Is the grass greener outside the job? Well yes and no. When I left the service, I wrote at the time that it felt liberating. This is still true today as it was then, but I found that liberation comes at a cost. In the service you have a pretty rigid structure around you. If you want promotion, then there are processes you must subscribe to (although it often feels like they’ll never get them right), if you want to develop yourself laterally, there are processes for that too. Since leaving I must confess that at times, I have felt rather un-tethered. I left mid-service and don’t have the backstop of a pension, so this has been at times quite daunting as I learn the rules of the private sector. Police Officers don’t have anywhere near the same level of support to transition into other roles that the Armed Forces have. This needs to change.
It hasn’t been easy. In many ways being a police officer has defined me for so long that it can feel like I can’t be anything else. I used to look at (some not all) colleagues approaching their 30-year mark and think of them as being horribly institutionalized. But when I reflect on the last two years it’s clear that I didn’t escape from being institutionalized too and there are days when it feels like the service still holds me like an invisible tracker beam. I remember last year when my wife and I took our son to get his birth certificate I was asked for my profession and I had a moment of existential crisis. For our first two children the answer was easy; “Police Officer”. But what am I now?
I am truly amazed and heartened when I look across this post-policing landscape to see that like me, most of my former colleagues are working in jobs that are still very much in keeping with the public safety ethos. Many have started up their own consultancy firms and advise the service, wider statutory partners and the Government on how to protect people. I guess you can leave the service, but it never leaves you. It is clear that they, we, still have so much to give.

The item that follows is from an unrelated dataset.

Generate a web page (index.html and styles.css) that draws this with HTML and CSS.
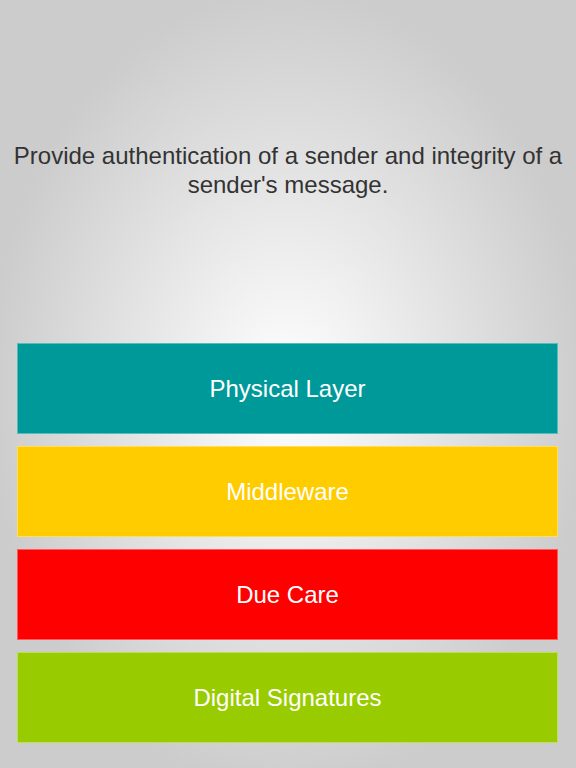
FILE: index.html
```html
<!DOCTYPE html>
<html lang="en">
<head>
  <meta charset="UTF-8" />
  <meta name="viewport" content="width=device-width, initial-scale=1.0"/>
  <title>Quiz</title>
  <link rel="stylesheet" href="styles.css">
</head>
<body>

<main class="quiz">
  <!-- Question -->
  <section class="question">
    <p>Provide authentication of a sender and integrity of a sender's message.</p>
  </section>

  <!-- Answers -->
  <section class="answers">
    <button class="answer teal">Physical Layer</button>
    <button class="answer yellow">Middleware</button>
    <button class="answer red">Due Care</button>
    <button class="answer green">Digital Signatures</button>
  </section>
</main>

</body>
</html>
```

FILE: styles.css
```css
* {
  box-sizing: border-box;
}

html, body {
  height: 100%;
}

body {
  margin: 0;
  font-family: "Liberation Sans", Arial, sans-serif;
  background: #cccccc radial-gradient(ellipse 300px 400px at 288px 390px, #ffffff 0%, #cccccc 100%) no-repeat;
}

.quiz {
  display: flex;
  flex-direction: column;
  height: 768px;
}

.question {
  height: 343px;
  display: flex;
  align-items: center;
  justify-content: center;
  padding: 0 10px 4px;
}

.question p {
  margin: 0;
  text-align: center;
  font-size: 24px;
  line-height: 29px;
  color: #333333;
}

.answers {
  display: flex;
  flex-direction: column;
  gap: 12px;
  padding: 0 18px 0 17px;
}

.answer {
  height: 91px;
  padding-top: 1px;
  border: 1px solid rgba(255, 255, 255, 0.35);
  font-family: "Liberation Sans", Arial, sans-serif;
  font-size: 24px;
  color: white;
  cursor: pointer;
}

.teal { background: #009999; }
.yellow { background: #ffcc00; }
.red { background: #ff0000; }
.green { background: #99cc00; }
```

For me, the idea of policing has never been that it is solely the preserve of the police service. Plenty of other actors have a role in keeping the public safe that didn’t take the Attestation. And given the scale of what can only be described as a Government-led assault on the police service, these non-service actors will be even more important in helping to keep the public safe. I am not for a second condoning what feels to many like a slow move towards privatisation of the police service. Rather, I do believe that non-service actors are well placed to support the police in meeting the new challenges of cyber-crime, online sexual grooming, but certainly not replace them.
What do I miss? Being part of a group of phenomenal people bound by a shared purpose. True, there were times when it felt like I was surrounded by people who were miserable, cynical, worn down by years of working in a high-stress, high-risk job where every day you look into the dark heart of man and discover things about yourself you never wanted to know. But, alas, they are my people.
I miss the knowledge that you can sit in a room with your peers and know you all started in the same place, that you earned your spurs. True, some of this shared experience will be lost with the diversification of the entry routes into policing, but as long as the bedrock of the service is made up of those who are willing to do the shifts, to sacrifice time with their families at short notice, and to go into John Sutherland’s “hurting places”, then the service will always be rooted in the reality of its central purpose; to protect people. It is that shared purpose, the humility, and the gallows humour that goes with it that I miss.
Do I regret my decision to leave? No. It became clear that my destiny lies elsewhere, even though it hasn’t necessarily revealed itself to me yet. Would I go back? Well, I’m aware that many of my former colleagues who served their 30 years have received letters gauging their interest in returning. I’m interested to see how the College of Police will implement their 2015 Leadership Review recommendations to effectively create a more porous barrier around the police service, encouraging people to transition seamlessly from policing into other sectors and back. We shall see. I’m not convinced the College knows how any of this would work and even less about the dynamics between the public and private sectors. Apart from the meeting I had with my Chief Superintendent where I handed in my resignation letter, I still find it hard to believe that I was never formally asked why I was leaving. The service continues to miss opportunities to learn more about what is happening to its people, and why they are leaving in increasing numbers.
I’ve played my part in the service. Now I do what I can to help from outside. When I see what the service is being subjected to it fills me with a great sadness, particularly since every man and woman I served with is worth ten of those in Government who treat them with nothing but contempt. It makes me angry. In many ways I am now restricted to the role of spectator, but it hurts just the same.
To those still serving; what you are doing matters. You must never stop believing that. I can honestly say that the most fulfilling days of my life were when I was serving with you.